Hi everyone,

To give this new tag some body without throwing myself in as dead weight 😂 Here is an idea I had based on the recent question from masihdindar.

  • Is it technically possible to offer a fully unicode compliant slug handler?
  • Do we want to offer this as a core, bundled or community feature?

I hope the team can answer the technical complications involved and the community will upvote if they like this proposal.

    luceos Is it technically possible to offer a fully unicode compliant slug handler?

    If we mean allow UTF-8 characters raw (no transliteration) then the answer is yes, it's actually the whole reason we implemented slug drivers and during our development of the drivers extender we actually did have a UTF8 slug driver we played and tested with if I remember correctly.

    However this driver system only works for users and discussions, not tags, although because of the way the driver extender works I think we could maybe add tags?

    The driver system was designed to extend any model, so extensions that add pages can use it too so long as they register the model and the slugger they want to use in the extend.php file. I think good documentation on this feature would probably help a ton.

    luceos Do we want to offer this as a core, bundled or community feature?

    I have no idea on this one, I do think that maybe we should offer at least one other alternative to our current slugging system in core? And let the community come up with anything else they want?

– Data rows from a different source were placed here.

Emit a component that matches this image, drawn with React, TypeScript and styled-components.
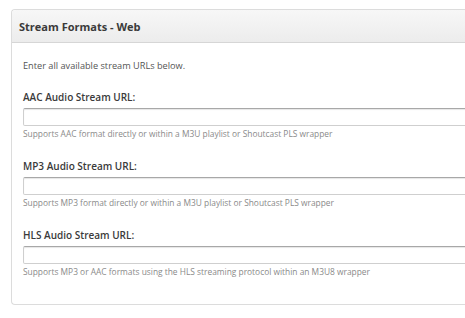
import styled, { createGlobalStyle } from "styled-components";

const GlobalStyle = createGlobalStyle`
  html, body {
    margin: 0;
    padding: 0;
    background: #fff;
    font-family: "Open Sans", "Liberation Sans", sans-serif;
  }
`;

const fields = [
  {
    label: "AAC Audio Stream URL:",
    help: "Supports AAC format directly or within a M3U playlist or Shoutcast PLS wrapper",
  },
  {
    label: "MP3 Audio Stream URL:",
    help: "Supports MP3 format directly or within a M3U playlist or Shoutcast PLS wrapper",
  },
  {
    label: "HLS Audio Stream URL:",
    help: "Supports MP3 or AAC formats using the HLS streaming protocol within an M3U8 wrapper",
  },
];

const App = () => {
  return (
    <>
      <GlobalStyle />
      <Page>
        <Panel>
          <Header>
            <Title>Stream Formats - Web</Title>
          </Header>
          <Body>
            <Intro>Enter all available stream URLs below.</Intro>
            {fields.map((f) => (
              <Field key={f.label}>
                <Label>{f.label}</Label>
                <Input type="text" />
                <Help>{f.help}</Help>
              </Field>
            ))}
          </Body>
        </Panel>
      </Page>
    </>
  );
};

export default App;

const Page = styled.div`
  padding: 9px 0 0 11px;
  width: 454px;
  overflow: hidden;
`;

const Panel = styled.div`
  border: 1px solid #dcdcdc;
  border-right: none;
  border-radius: 4px 0 0 4px;
  background: #fff;
  height: 296px;
  box-sizing: border-box;
`;

const Header = styled.div`
  height: 33px;
  box-sizing: border-box;
  border-bottom: 1px solid #d6d6d6;
  background: linear-gradient(#f7f7f7, #ececec);
  border-radius: 4px 0 0 0;
  display: flex;
  align-items: center;
  padding: 0 7px;
`;

const Title = styled.h3`
  margin: 0;
  font-size: 11px;
  font-weight: 700;
  color: #3a3a3a;
`;

const Body = styled.div`
  padding: 16px 11px 0;
  display: flex;
  flex-direction: column;
`;

const Intro = styled.p`
  margin: 0 0 17px;
  font-size: 9.2px;
  line-height: 14px;
  color: #555;
`;

const Field = styled.div`
  display: flex;
  flex-direction: column;
  margin-bottom: 18px;
`;

const Label = styled.label`
  font-size: 10px;
  font-weight: 600;
  color: #3a3a3a;
  line-height: 15px;
  margin-bottom: 3px;
`;

const Input = styled.input`
  height: 18px;
  width: 480px;
  box-sizing: border-box;
  border: 1px solid #cfcfcf;
  border-top-color: #a8a8a8;
  box-shadow: inset 0 1px 1px rgba(0, 0, 0, 0.1);
  border-radius: 2px;
  padding: 0 4px;
  margin: 0;
  outline: none;
`;

const Help = styled.span`
  font-size: 8.4px;
  line-height: 15px;
  color: #8a8a8a;
`;
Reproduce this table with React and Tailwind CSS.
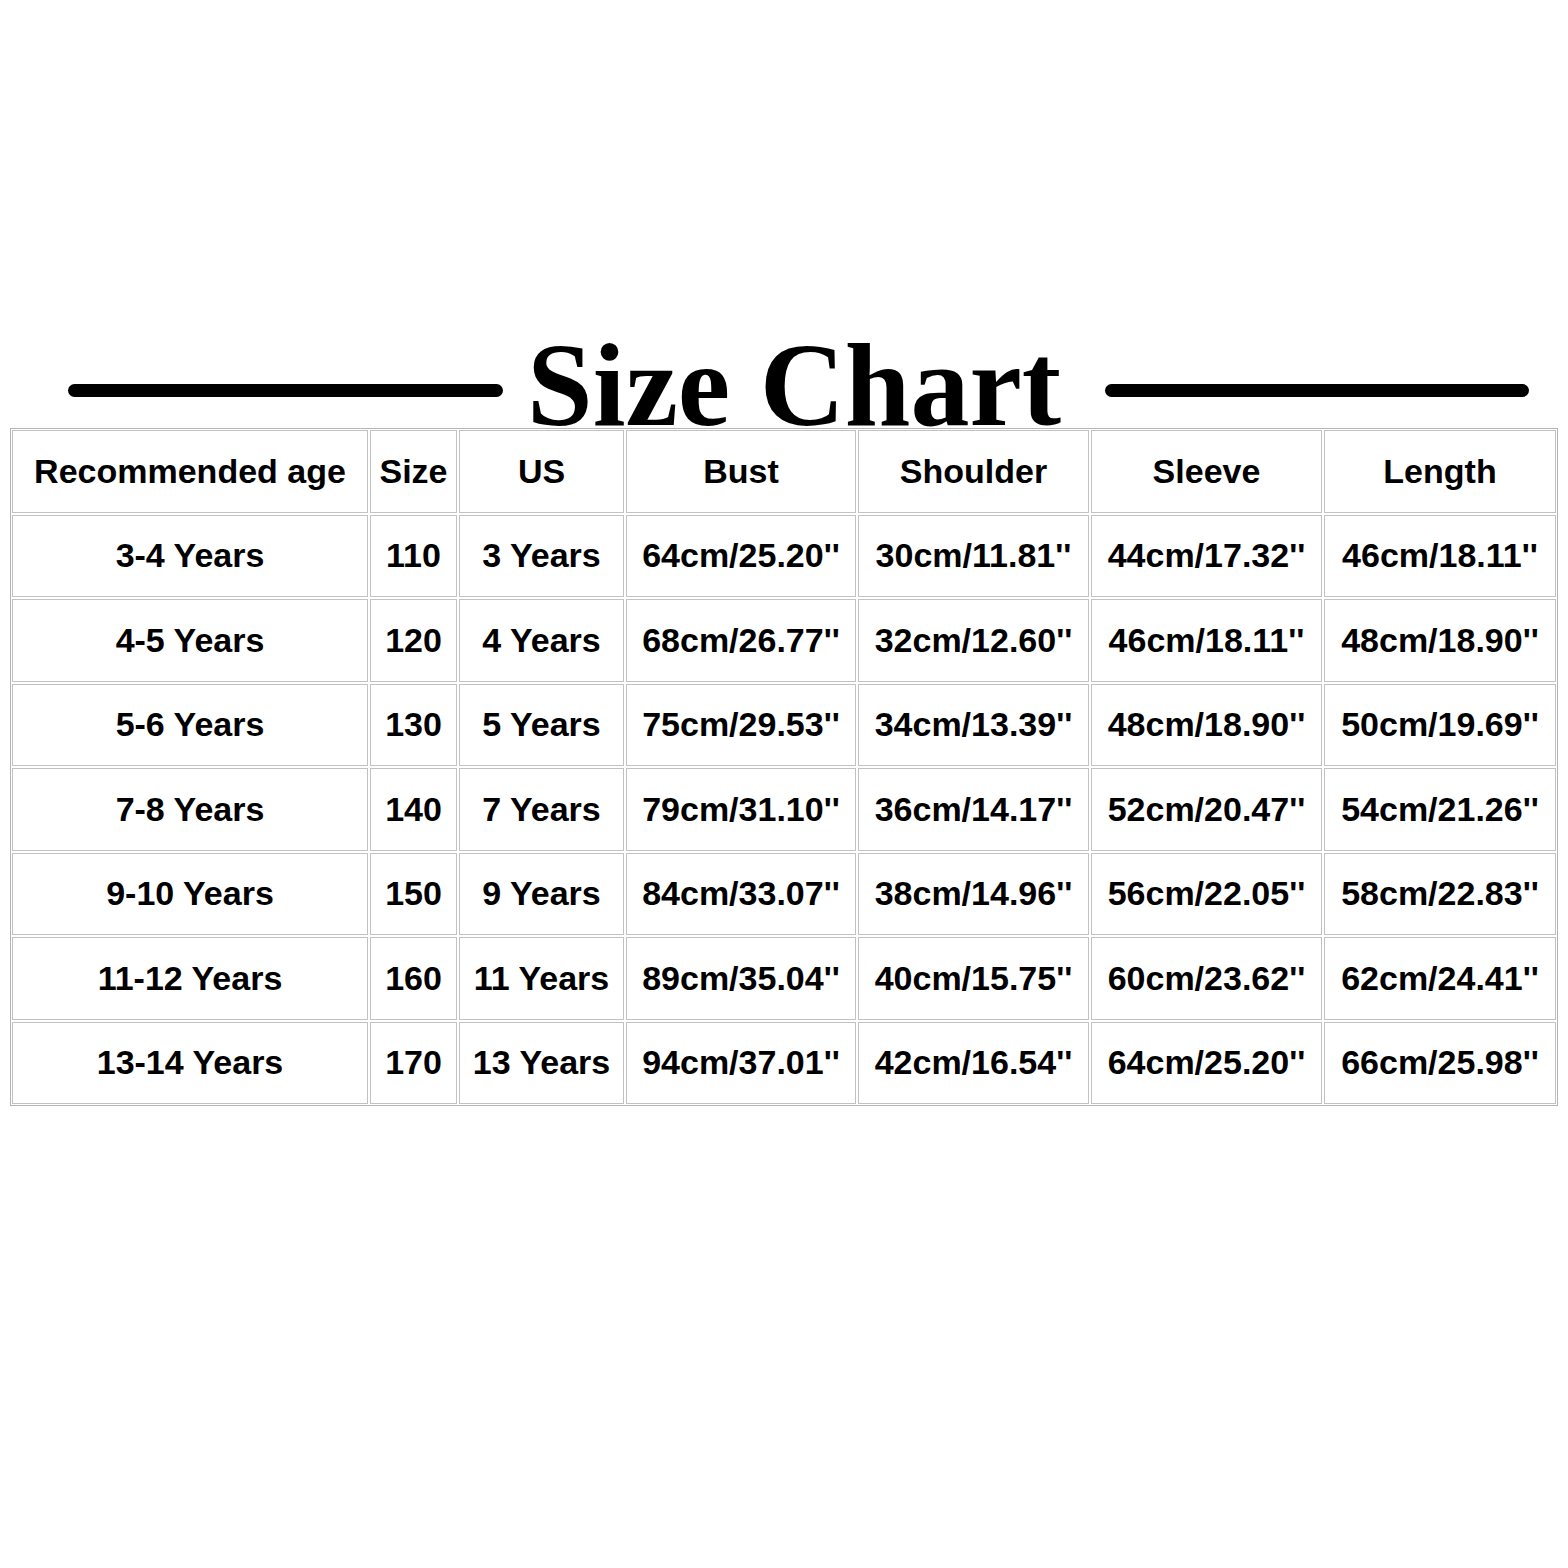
import React from "react";

const HEAD = ["Recommended age", "Size", "US", "Bust", "Shoulder", "Sleeve", "Length"];

const ROWS = [
  ["3-4 Years", "110", "3 Years", "64cm/25.20''", "30cm/11.81''", "44cm/17.32''", "46cm/18.11''"],
  ["4-5 Years", "120", "4 Years", "68cm/26.77''", "32cm/12.60''", "46cm/18.11''", "48cm/18.90''"],
  ["5-6 Years", "130", "5 Years", "75cm/29.53''", "34cm/13.39''", "48cm/18.90''", "50cm/19.69''"],
  ["7-8 Years", "140", "7 Years", "79cm/31.10''", "36cm/14.17''", "52cm/20.47''", "54cm/21.26''"],
  ["9-10 Years", "150", "9 Years", "84cm/33.07''", "38cm/14.96''", "56cm/22.05''", "58cm/22.83''"],
  ["11-12 Years", "160", "11 Years", "89cm/35.04''", "40cm/15.75''", "60cm/23.62''", "62cm/24.41''"],
  ["13-14 Years", "170", "13 Years", "94cm/37.01''", "42cm/16.54''", "64cm/25.20''", "66cm/25.98''"],
];

function Cell({ children }) {
  return (
    <div className="flex items-center justify-center border border-[#c2c2c2] whitespace-nowrap">
      {children}
    </div>
  );
}

export default function App() {
  return (
    <div className="w-[1568px] h-[1568px] bg-white pt-[327px]">
      {/* title with the two rules; bottom of the letters is cut by the table */}
      <div className="flex items-start h-[101px] overflow-hidden">
        <div className="ml-[68px] mt-[57px] w-[435px] h-[13px] rounded-full bg-black" />
        <div
          className="ml-[24px] text-[118px] leading-none font-bold text-black"
          style={{ fontFamily: '"Liberation Serif", "Times New Roman", serif' }}
        >
          Size Chart
        </div>
        <div className="ml-[44px] mt-[57px] w-[424px] h-[13px] rounded-full bg-black" />
      </div>

      <div
        className="ml-[10px] w-[1548px] border border-[#b5b5b5] p-px grid grid-cols-[356px_87px_165px_230px_231px_231px_232px] auto-rows-[82.5px] gap-[2px] text-[34px] font-bold text-black"
        style={{ fontFamily: '"Liberation Sans", Arial, sans-serif' }}
      >
        {HEAD.map((h) => (
          <Cell key={h}>{h}</Cell>
        ))}
        {ROWS.map((row) =>
          row.map((v, i) => <Cell key={row[0] + i}>{v}</Cell>)
        )}
      </div>
    </div>
  );
}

    UTF-8 slugs for discussions are trivial, since lookup can be done by the ID part.

    Tags does need to be converted to use the extensible slug system. I don't see any technical reason not to do so, except that we'd need to rename the slug attribute.

    That all being said, flarum/framework3429 is a bit concerning: we'll need to figure out why it's failing to query by a unicode slug. Perhaps we might need to add a URL decode step? Either way, if we convert it to our current slug system, that could be incorporated into the driver.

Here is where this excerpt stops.